Create .env in the repository root. Adjust model names and API settings to your provider.

# LLM backend
BACKEND=rdagent.oai.backend.LiteLLMAPIBackend
CHAT_MODEL=gpt-4o
CHAT_TEMPERATURE=1
CHAT_STREAM=True
OPENAI_API_KEY=<your_api_key>
# OPENAI_API_BASE=<your_api_base_if_needed>

# Embedding model used by RD-Agent infrastructure
EMBEDDING_MODEL=text-embedding-3-small

# Fine-tuning workspace. Keep this stable to reuse downloaded models/datasets.
FT_FILE_PATH=/absolute/path/to/finetune_files

# Runtime environment: docker is the default path; conda is available for local setups.
FT_Coder_CoSTEER_env_type=docker

# Target task. You may also pass these through CLI arguments.
FT_TARGET_BENCHMARK=aime25
FT_BENCHMARK_DESCRIPTION="AIME 2025 math competition problems. Each answer is an integer from 0 to 999. Expected Output Format: put the final answer within \\boxed{}, for example \\boxed{42}."

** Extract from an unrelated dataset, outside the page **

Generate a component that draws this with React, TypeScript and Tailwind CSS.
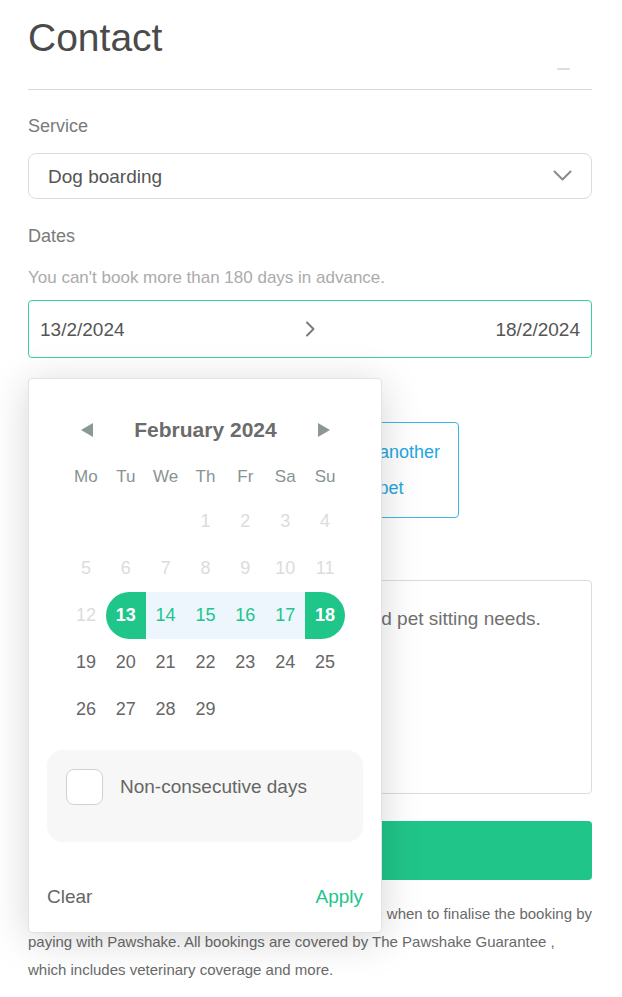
import React from "react";

const FONT = { fontFamily: '"Liberation Sans", Arial, Helvetica, sans-serif' };

function Chevron() {
  return (
    <svg width="19" height="12" viewBox="0 0 19 12" fill="none">
      <polyline points="1.5,1.5 9.5,9.5 17.5,1.5" stroke="#8a8a8a" strokeWidth="2" strokeLinecap="round" strokeLinejoin="round" />
    </svg>
  );
}

function ArrowRight() {
  return (
    <svg width="12" height="16" viewBox="0 0 12 16" fill="none">
      <polyline points="3,1.5 9.5,8 3,14.5" stroke="#7a7a7a" strokeWidth="2" strokeLinecap="round" strokeLinejoin="round" />
    </svg>
  );
}

function TriLeft() {
  return (
    <svg width="12" height="14" viewBox="0 0 12 14">
      <polygon points="12,0 12,14 0,7" fill="#8a9997" />
    </svg>
  );
}

function TriRight() {
  return (
    <svg width="12" height="14" viewBox="0 0 12 14">
      <polygon points="0,0 0,14 12,7" fill="#8a9997" />
    </svg>
  );
}

const weekdays = ["Mo", "Tu", "We", "Th", "Fr", "Sa", "Su"];

function dayClass(d: number) {
  if (d === 13) return "bg-[#20c58a] rounded-l-full text-white font-bold";
  if (d === 18) return "bg-[#20c58a] rounded-r-full text-white font-bold";
  if (d > 13 && d < 18) return "bg-[#eef6fd] text-[#20c58a]";
  if (d < 13) return "text-[#dcdcdc]";
  return "text-[#666666]";
}

function Calendar() {
  const cells: (number | null)[] = [null, null, null];
  for (let i = 1; i <= 29; i++) cells.push(i);
  while (cells.length < 35) cells.push(null);
  return (
    <div className="absolute left-0 top-[78px] z-10 w-[354px] rounded border border-[#e2e2e2] bg-white pt-[31px] pb-[15px] shadow-[0_6px_40px_rgba(0,0,0,0.17)]">
      <div className="ml-[37px] flex h-[40px] w-[279px] items-center justify-between px-[15px]">
        <TriLeft />
        <span className="text-[21px] font-bold text-[#6b6b6b]">February 2024</span>
        <TriRight />
      </div>
      <div className="ml-[37px] mt-[5px] grid h-[44px] w-[279px] grid-cols-7 items-center">
        {weekdays.map((w) => (
          <div key={w} className="text-center text-[17px] text-[#879492]">
            {w}
          </div>
        ))}
      </div>
      <div className="ml-[37px] -mt-[1px] grid w-[279px] grid-cols-7">
        {cells.map((d, i) => (
          <div
            key={i}
            className={
              "flex h-[47px] items-center justify-center text-[18px] " +
              (d === null ? "" : dayClass(d))
            }
          >
            {d ?? ""}
          </div>
        ))}
      </div>
      <div className="mx-[18px] mt-[17px] flex h-[92px] items-start gap-[17px] rounded-2xl bg-[#f7f7f7] p-[19px]">
        <div className="h-[36px] w-[37px] shrink-0 rounded-lg border border-[#d2d2d2] bg-white" />
        <div className="flex h-[36px] items-center text-[19px] text-[#666666]">Non-consecutive days</div>
      </div>
      <div className="mx-[18px] mt-[35px] flex h-[40px] items-center justify-between text-[19px]">
        <span className="text-[#666666]">Clear</span>
        <span className="text-[#20c58a]">Apply</span>
      </div>
    </div>
  );
}

export default function App() {
  return (
    <div className="min-h-[997px] bg-white pl-[28px] pr-[30px]" style={FONT}>
      <div className="border-b border-[#d8d8d8] pt-[18px] pb-[19px]">
        <h1 className="text-[39px] leading-[39px] text-[#4a4a4a]">Contact</h1>
        <div className="mt-[11px] flex justify-end pr-[22px]">
          <span className="block h-[2px] w-[13px] rounded-full bg-[#e2dcd9]" />
        </div>
      </div>

      <div className="mt-[24px] text-[18px] leading-[24px] text-[#7a7a7a]">Service</div>
      <div className="mt-[15px] flex h-[46px] items-center justify-between rounded-lg border border-[#dcdcdc] pl-[19px] pr-[19px]">
        <span className="pt-[3px] text-[19px] text-[#555555]">Dog boarding</span>
        <Chevron />
      </div>

      <div className="mt-[25px] text-[18px] leading-[24px] text-[#7a7a7a]">Dates</div>
      <div className="mt-[18px] text-[17px] leading-[24px] text-[#ababab]">
        You can't book more than 180 days in advance.
      </div>
      <div className="relative mt-[10px]">
        <div className="flex h-[58px] items-center justify-between rounded border border-[#3ccf9c] px-[11px] text-[19px] text-[#555555]">
          <span className="pt-[3px]">13/2/2024</span>
          <ArrowRight />
          <span className="pt-[3px]">18/2/2024</span>
        </div>
        <Calendar />
      </div>

      <div className="mt-[26px] text-[18px] leading-[24px] text-[#7a7a7a]">Pets</div>
      <div className="mt-[14px] flex gap-[12px]">
        <div className="flex h-[96px] w-[283px] items-center rounded border border-[#dcdcdc] px-[15px] text-[18px] text-[#555555]">
          Max
        </div>
        <div className="w-[136px] rounded border border-[#3cb6e8] py-[11px] text-center text-[18px] leading-[36px] text-[#1fa8e0]">
          Add another
          <br />
          pet
        </div>
      </div>

      <div className="mt-[26px] text-[18px] leading-[24px] text-[#7a7a7a]">Message</div>
      <div className="mt-[12px] h-[214px] rounded border border-[#dcdcdc] pl-[28px] pt-[24px]">
        <div className="whitespace-nowrap text-[19px] leading-[28px] text-[#707070]">
          Tell the sitter a little about your pets and pet sitting needs.
        </div>
      </div>

      <div className="mt-[27px] flex h-[59px] items-center justify-center rounded bg-[#20c58a] text-[19px] font-bold text-white">
        Send request
      </div>

      <div className="mt-[20px] text-[15px] leading-[28px] text-[#6a6a6a]">
        <div className="whitespace-nowrap text-right">Chat with the sitter about your needs, then decide when to finalise the booking by</div>
        <div>paying with Pawshake. All bookings are covered by The Pawshake Guarantee ,</div>
        <div>which includes veterinary coverage and more.</div>
      </div>
    </div>
  );
}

# Target model and data-processing settings
FT_BASE_MODEL=Qwen/Qwen2.5-7B-Instruct
FT_UPPER_DATA_SIZE_LIMIT=2000
FT_API_MAX_WORKERS=8
FT_STRONG_MODELS='["gpt-4o"]'
FT_WEAK_MODELS='["gpt-4o-mini"]'

# Hugging Face token, if required by a model or dataset.
# HF_TOKEN=<your_hf_token>

FT_API_MAX_WORKERS defaults to 8 to avoid surprising rate-limit and cost spikes for public users. If you have a high-throughput internal endpoint, increase it explicitly in .env.

Single-Task Run

Using the CLI entry point:

rdagent llm_finetune \
  --benchmark aime25 \
  --benchmark-description "AIME 2025 math competition problems. Each answer is an integer from 0 to 999. Expected Output Format: put the final answer within \\boxed{}, for example \\boxed{42}." \
  --base-model Qwen/Qwen2.5-7B-Instruct \
  --loop-n 3 \
  --timeout 12h

Equivalent direct Python entry point:

dotenv run -- python rdagent/app/finetune/llm/loop.py \
  --benchmark aime25 \
  --benchmark-description "AIME 2025 math competition problems. Each answer is an integer from 0 to 999. Expected Output Format: put the final answer within \\boxed{}, for example \\boxed{42}." \
  --base-model Qwen/Qwen2.5-7B-Instruct \
  --loop-n 3 \
  --timeout 12h

Useful arguments:

Argument	Meaning
`--base-model`	Hugging Face model id to fine-tune. Required unless set by `FT_BASE_MODEL`.
`--benchmark`	Target benchmark key, such as `aime25` or `chemcotbench_mol_edit`.
`--benchmark-description`	Natural-language task and output-format description. Required unless set in `.env`.
`--dataset`	Dataset name to select for the agent after dataset preparation.
`--upper-data-size-limit`	Maximum number of training examples used by one experiment.
`--loop-n`	Maximum number of RD-Agent loops.
`--timeout`	Overall wall-clock budget, such as `12h`.

Batch Runs

For multiple benchmark/model runs, use the job helper in this directory:

cp rdagent/app/finetune/llm/job/tasks.json.example rdagent/app/finetune/llm/job/tasks.json
cp .env rdagent/app/finetune/llm/job/.env
bash rdagent/app/finetune/llm/job/run_ft_job.sh rdagent/app/finetune/llm/job/tasks.json

The job runner reads benchmark descriptions from rdagent/app/finetune/llm/job/scenarios.json when a task does not provide benchmark_description directly.

Logs and UI

Runs write RD-Agent traces under the configured log directory. For the Streamlit FT UI:

streamlit run rdagent/app/finetune/llm/ui/app.py

For the generic RD-Agent log UI:

rdagent ui --port 19899 --log-dir <your_log_folder>

Notes

The first run is expected to be slow because it may download models, datasets, LLaMA-Factory assets, and OpenCompass assets.
Docker mode mounts models and datasets from FT_FILE_PATH into the training/evaluation environments.
Generated training data must use Alpaca-style instruction, input, and output fields; the validator checks this before full training.
Evaluation uses validation feedback for agent iteration and keeps the test split for final reporting/front-end display.